### Dataset content
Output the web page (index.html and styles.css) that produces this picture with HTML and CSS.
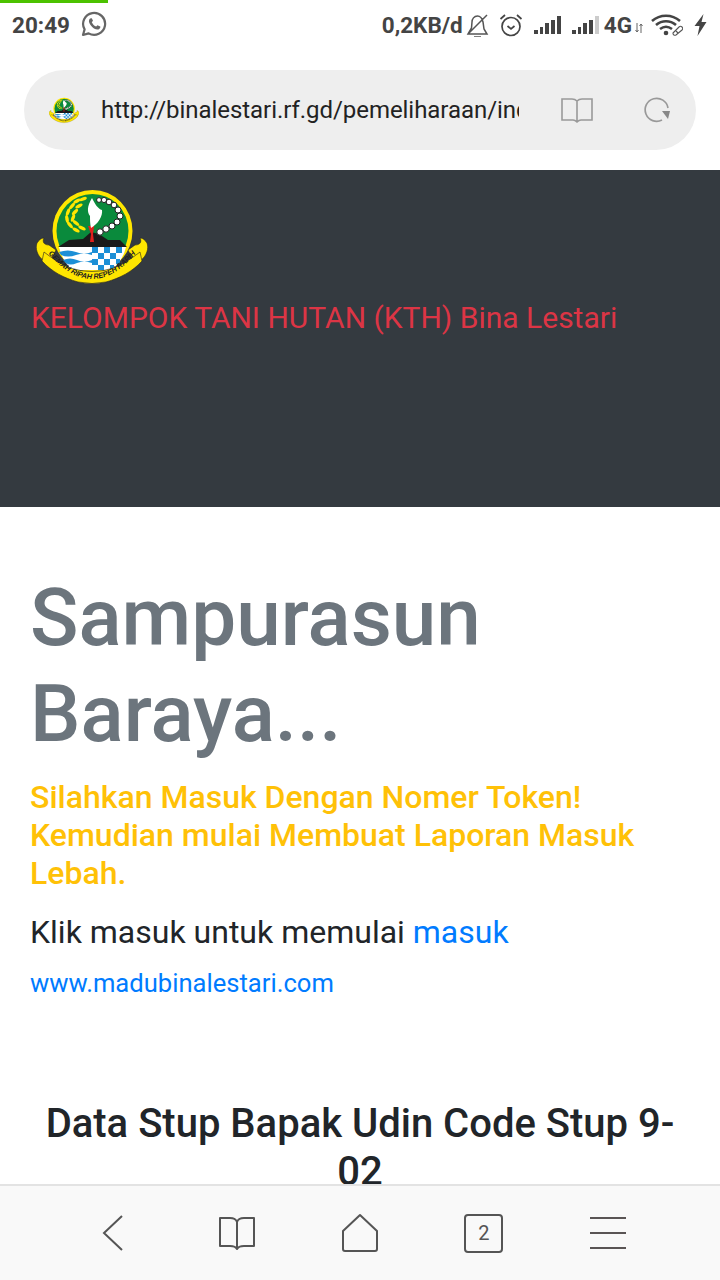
FILE: index.html
```html
<!DOCTYPE html>
<html lang="en">
<head>
  <meta charset="UTF-8" />
  <title>Bina Lestari</title>
  <meta name="viewport" content="width=device-width, initial-scale=1" />
  <link rel="stylesheet" href="styles.css">
</head>
<body>

<svg class="defs" width="0" height="0">
  <defs>
    <path id="ribbon-arc" d="M11 64 Q56 118 101 64" />
    <g id="crest">
      <!-- side curls -->
      <path d="M8 73 C1 68 -1 60 1 55 C3 52 5 50 8 50 C6 54 8 57 13 57 L20 62 L14 74 Z" fill="#ffe600" stroke="#222" stroke-width=".6" />
      <path d="M104 73 C111 68 113 60 111 55 C109 52 107 50 104 50 C106 54 104 57 99 57 L92 62 L98 74 Z" fill="#ffe600" stroke="#222" stroke-width=".6" />
      <ellipse cx="56.5" cy="43" rx="40" ry="41" fill="#ffe600" />
      <ellipse cx="56.5" cy="43" rx="36" ry="37" fill="#0a8a3c" />
      <!-- water and checks -->
      <path d="M23 59 H56 V82 H36 Q26 72 23 59 Z" fill="#fff" />
      <path d="M23 64 Q32 61 40 64 T56 64 V67 Q48 64 40 67 T25 67 Z M27 72 Q34 69 41 72 T56 72 V75 Q48 72 41 75 T30 75 Z" fill="#1c8fd6" />
      <path d="M56 59 H90 Q87 72 76 82 H56 Z" fill="#fff" />
      <path d="M56 59h6v6h-6z M68 59h6v6h-6z M80 59h6v6h-6z M62 65h6v6h-6z M74 65h6v6h-6z M56 71h6v6h-6z M68 71h6v6h-6z M80 71h4v5h-4z M62 77h6v5h-6z M74 77h4v4h-4z" fill="#1c8fd6" />
      <!-- mountain -->
      <path d="M22 59 L33 52 L47 51 L55 44 L63 46 L72 52 L84 52 L91 59 Z" fill="#1a1a1a" />
      <!-- flame -->
      <path d="M52 38 L58 38 L57 46 L58 54 L54 54 L55 46 Z" fill="#e0201c" />
      <path d="M56 10 C51 18 51 24 54 28 C54 32 54 36 55 40 C62 36 67 28 66 22 C62 21 59 16 56 10 Z" fill="#fff" />
      <!-- smoke -->
      <g class="crest-smoke">
        <circle cx="63" cy="12" r="2.4" /><circle cx="68" cy="12" r="2.6" /><circle cx="73" cy="14" r="2.8" />
        <circle cx="78" cy="17" r="2.8" /><circle cx="82" cy="22" r="3" /><circle cx="84" cy="28" r="3" />
        <circle cx="81" cy="34" r="3" /><circle cx="76" cy="38" r="3" /><circle cx="70" cy="41" r="3.2" /><circle cx="64" cy="44" r="3.2" />
      </g>
      <!-- rice -->
      <g class="crest-rice">
        <ellipse cx="47" cy="11" rx="4" ry="1.7" transform="rotate(-20 47 11)" />
        <ellipse cx="41" cy="13" rx="4" ry="1.7" transform="rotate(-30 41 13)" />
        <ellipse cx="43" cy="18" rx="4" ry="1.7" transform="rotate(-30 43 18)" />
        <ellipse cx="36" cy="18" rx="4" ry="1.7" transform="rotate(-50 36 18)" />
        <ellipse cx="39" cy="24" rx="4" ry="1.7" transform="rotate(-45 39 24)" />
        <ellipse cx="32" cy="24" rx="4" ry="1.7" transform="rotate(-70 32 24)" />
        <ellipse cx="37" cy="30" rx="4" ry="1.7" transform="rotate(-70 37 30)" />
        <ellipse cx="31" cy="31" rx="4" ry="1.7" transform="rotate(80 31 31)" />
        <ellipse cx="40" cy="35" rx="4" ry="1.7" transform="rotate(40 40 35)" />
        <ellipse cx="34" cy="37" rx="4" ry="1.7" transform="rotate(50 34 37)" />
        <ellipse cx="46" cy="40" rx="4" ry="1.7" transform="rotate(25 46 40)" />
        <ellipse cx="40" cy="42" rx="4" ry="1.7" transform="rotate(30 40 42)" />
      </g>
      <!-- ribbon -->
      <path d="M8 64 C16 70 24 76 34 80 Q56 87 78 80 C88 76 96 70 104 64 L106 73 C96 84 84 90 70 94 Q56 97 42 94 C28 90 16 84 6 73 Z" fill="#ffe600" stroke="#222" stroke-width=".6" />
      <text class="crest-motto"><textPath href="#ribbon-arc" startOffset="50%" text-anchor="middle">GEMAH RIPAH REPEH RAPIH</textPath></text>
    </g>
  </defs>
</svg>

<div class="status-bar">
  <div class="load-line"></div>
  <div class="status-left">
    <span class="status-text">20:49</span>
    <svg class="ic-whatsapp" viewBox="0 0 26 26"><path d="M2 24 L3.6 18.4 A11 11 0 1 1 7.6 22.4 Z" fill="none" stroke="#666" stroke-width="2.2" stroke-linejoin="round" /><path d="M9 7.5 C7.5 9 7.5 11 9.5 14 C12 17.5 15 19 17.5 18.5 C19 18 19.6 16.5 19.3 15.6 L16.4 14.2 L15.2 15.6 C13.5 15 11.5 13 10.8 11.2 L12 9.8 L10.8 7.2 Z" fill="#666" /></svg>
  </div>
  <div class="status-right">
    <span class="status-text">0,2KB/d</span>
    <svg class="ic-bell" viewBox="0 0 24 24"><path d="M2 21 H21 L18 16 L17 9 C16 5 14 3 11.5 3 C8 3 6 6 6 9 L5.5 15 Z M8 24 H15 M3 20 L21 2" fill="none" stroke="#555" stroke-width="1.5" /></svg>
    <svg class="ic-alarm" viewBox="0 0 24 24"><circle cx="12" cy="13.5" r="9" fill="none" stroke="#444" stroke-width="1.7" /><path d="M8.5 13 L12 16 L15.5 13 M1.5 6 L6 2 M22.5 6 L18 2" fill="none" stroke="#444" stroke-width="1.7" /></svg>
    <div class="signal"><i class="b1"></i><i class="b2"></i><i class="b3"></i><i class="b4"></i><i class="b5"></i></div>
    <div class="signal sim2"><i class="b1"></i><i class="b2"></i><i class="b3"></i><i class="b4"></i><i class="b5"></i></div>
    <span class="status-text net">4G</span>
    <svg class="ic-updown" viewBox="0 0 8 10"><path d="M2 0 V9 M6 1 V10 M0.5 7 L2 9 L3.5 7 M4.5 3 L6 1 L7.5 3" fill="none" stroke="#666" stroke-width="1" /></svg>
    <svg class="ic-wifi" viewBox="0 0 32 22"><path d="M1 7 C9 0 21 0 29 7 M5 11 C11 6 19 6 25 11 M9 15 C13 12 17 12 21 15" fill="none" stroke="#444" stroke-width="2.6" /><circle cx="15" cy="19" r="2.3" fill="#444" /><path d="M22 19 L28 13 A2 2 0 0 1 31 16 L25 21 A2 2 0 0 1 22 19 Z M25 17 L27 19" fill="#fff" stroke="#555" stroke-width="1.1" /></svg>
    <svg class="ic-bolt" viewBox="0 0 14 22"><path d="M10 0 L1 12 H6 L4 22 L13 8 H8 Z" fill="#444" /></svg>
  </div>
</div>

<div class="url-wrap">
  <div class="url-bar">
    <svg class="favicon" viewBox="0 0 112 96"><use href="#crest" /></svg>
    <div class="url-text">http://binalestari.rf.gd/pemeliharaan/index.php</div>
    <svg class="ic-reader" viewBox="0 0 32 26"><path d="M1 2 H11 C13 2 15 3 16 4 C17 3 19 2 21 2 H31 V23 H20 C18 23 17 24 16 25 C15 24 14 23 12 23 H1 Z M16 4 V25" fill="none" stroke="#999" stroke-width="1.6" /></svg>
    <svg class="ic-reload" viewBox="0 0 28 28"><path d="M25 12 A11.5 11.5 0 1 0 19 24" fill="none" stroke="#999" stroke-width="1.7" /><path d="M27 15 L19 15 L25 23 Z" fill="#888" /></svg>
  </div>
</div>

<div class="page">
  <header class="site-head">
    <svg class="logo" viewBox="0 0 112 96"><use href="#crest" /></svg>
    <div class="site-name">KELOMPOK TANI HUTAN (KTH) Bina Lestari</div>
  </header>

  <main class="intro">
    <h1>Sampurasun Baraya...</h1>
    <h5>Silahkan Masuk Dengan Nomer Token! Kemudian mulai Membuat Laporan Masuk Lebah.</h5>
    <p class="lead">Klik masuk untuk memulai <a href="#">masuk</a></p>
    <p class="site-link"><a href="#">www.madubinalestari.com</a></p>
    <h3>Data Stup Bapak Udin Code Stup 9-02</h3>
  </main>
</div>

<nav class="bottom-nav">
  <svg class="ic-back" viewBox="0 0 24 38"><path d="M21 2 L3 19 L21 36" fill="none" stroke="#555" stroke-width="2" /></svg>
  <svg class="ic-book" viewBox="0 0 38 36"><path d="M2 3 H12 C15 3 18 4 19 7 C20 4 23 3 26 3 H36 V31 H26 C23 31 20 32 19 34 C18 32 15 31 12 31 H2 Z M19 7 V34" fill="none" stroke="#555" stroke-width="2" stroke-linejoin="round" /></svg>
  <svg class="ic-home" viewBox="0 0 38 40"><path d="M19 2 L36 18 V36 Q36 38 34 38 H4 Q2 38 2 36 V18 Z" fill="none" stroke="#555" stroke-width="2" stroke-linejoin="round" /></svg>
  <div class="tab-count">2</div>
  <div class="ic-menu"><i></i><i></i><i></i></div>
</nav>

</body>
</html>
```

FILE: styles.css
```css
* { box-sizing: border-box; }
html, body { margin: 0; padding: 0; }
body { width: 720px; height: 1280px; overflow: hidden; display: flex; flex-direction: column; background: #fff; font-family: Roboto, sans-serif; color: #212529; }
.defs { display: block; }
a { color: #007bff; text-decoration: none; }

/* status bar */
.status-bar { position: relative; flex: none; height: 50px; display: flex; justify-content: space-between; align-items: center; padding: 0 12px; }
.load-line { position: absolute; left: 0; top: 0; width: 108px; height: 3px; background: #4cc200; }
.status-left, .status-right { display: flex; align-items: center; }
.status-text { font-size: 22.5px; font-weight: 700; color: #444; }
.ic-whatsapp { width: 26px; height: 26px; margin-left: 11px; margin-top: -2px; }
.ic-bell { width: 24px; height: 24px; margin-left: 3px; }
.ic-alarm { width: 24px; height: 24px; margin-left: 9px; }
.signal { display: flex; align-items: flex-end; gap: 2px; height: 18px; margin-left: 11px; }
.signal i { display: block; width: 3.8px; background: #444; }
.signal .b1 { height: 4px; }
.signal .b2 { height: 7px; }
.signal .b3 { height: 11px; }
.signal .b4 { height: 14px; }
.signal .b5 { height: 18px; }
.sim2 .b5 { background: #ccc; }
.net { margin-left: 5px; }
.ic-updown { width: 8px; height: 10px; margin: 6px 0 0 3px; }
.ic-wifi { width: 32px; height: 22px; margin-left: 8px; }
.ic-bolt { width: 15px; height: 22px; margin-left: 10px; }

/* url bar */
.url-wrap { flex: none; padding: 20px 24px; }
.url-bar { height: 80px; border-radius: 40px; background: #eee; display: flex; align-items: center; padding-left: 25px; }
.favicon { flex: none; width: 30px; height: 32px; }
.url-text { width: 418px; margin-left: 22px; font-size: 24px; letter-spacing: -0.05px; color: #222; white-space: nowrap; overflow: hidden; }
.ic-reader { flex: none; width: 32px; height: 26px; margin-left: 42px; }
.ic-reload { flex: none; width: 28px; height: 28px; margin-left: 50px; }

/* page content */
.page { flex: 1; min-height: 0; overflow: hidden; }
.site-head { height: 337px; background: #343a40; padding: 18px 31px 0; }
.logo { display: block; width: 112px; height: 96px; margin-left: 5px; }
.site-name { margin-top: 14px; font-size: 30px; line-height: 40px; color: #dc3545; }
.intro { padding: 63px 30px 0; }
.intro h1 { margin: 0; font-size: 80px; line-height: 96px; font-weight: 500; color: #6c757d; }
.intro h5 { margin: 16px 0 0; font-size: 32px; line-height: 38px; font-weight: 500; color: #ffc107; }
.lead { margin: 16px 0 0; font-size: 32px; line-height: 48px; }
.site-link { margin: 8px 0 0; font-size: 25.6px; line-height: 38px; }
.intro h3 { margin: 98px 0 0; font-size: 40px; line-height: 48px; font-weight: 500; text-align: center; }

/* browser toolbar */
.bottom-nav { flex: none; height: 96px; background: #f9f9f9; border-top: 2px solid #e3e3e3; display: grid; grid-template-columns: repeat(5, 123.7px); justify-items: center; align-items: center; padding-left: 51px; }
.ic-back { width: 24px; height: 38px; }
.ic-book { width: 38px; height: 36px; }
.ic-home { width: 38px; height: 40px; }
.tab-count { width: 39px; height: 39px; border: 2px solid #555; border-radius: 4px; font-size: 20px; color: #555; display: flex; align-items: center; justify-content: center; }
.ic-menu { width: 36px; height: 32px; display: flex; flex-direction: column; justify-content: space-between; }
.ic-menu i { display: block; height: 2px; background: #5a5555; }

/* crest */
.crest-motto { font-family: "Liberation Sans", sans-serif; font-size: 7.4px; font-style: italic; font-weight: 700; fill: #222; }
.crest-smoke circle { fill: #fff; stroke: #222; stroke-width: 1; }
.crest-rice ellipse { fill: #ffe600; }
```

### Task objective
Return all lines containing the word "page".

### Finished exercise
Output the web page (index.html and styles.css) that produces this picture with HTML and CSS.
<div class="page">
/* page content */
.page { flex: 1; min-height: 0; overflow: hidden; }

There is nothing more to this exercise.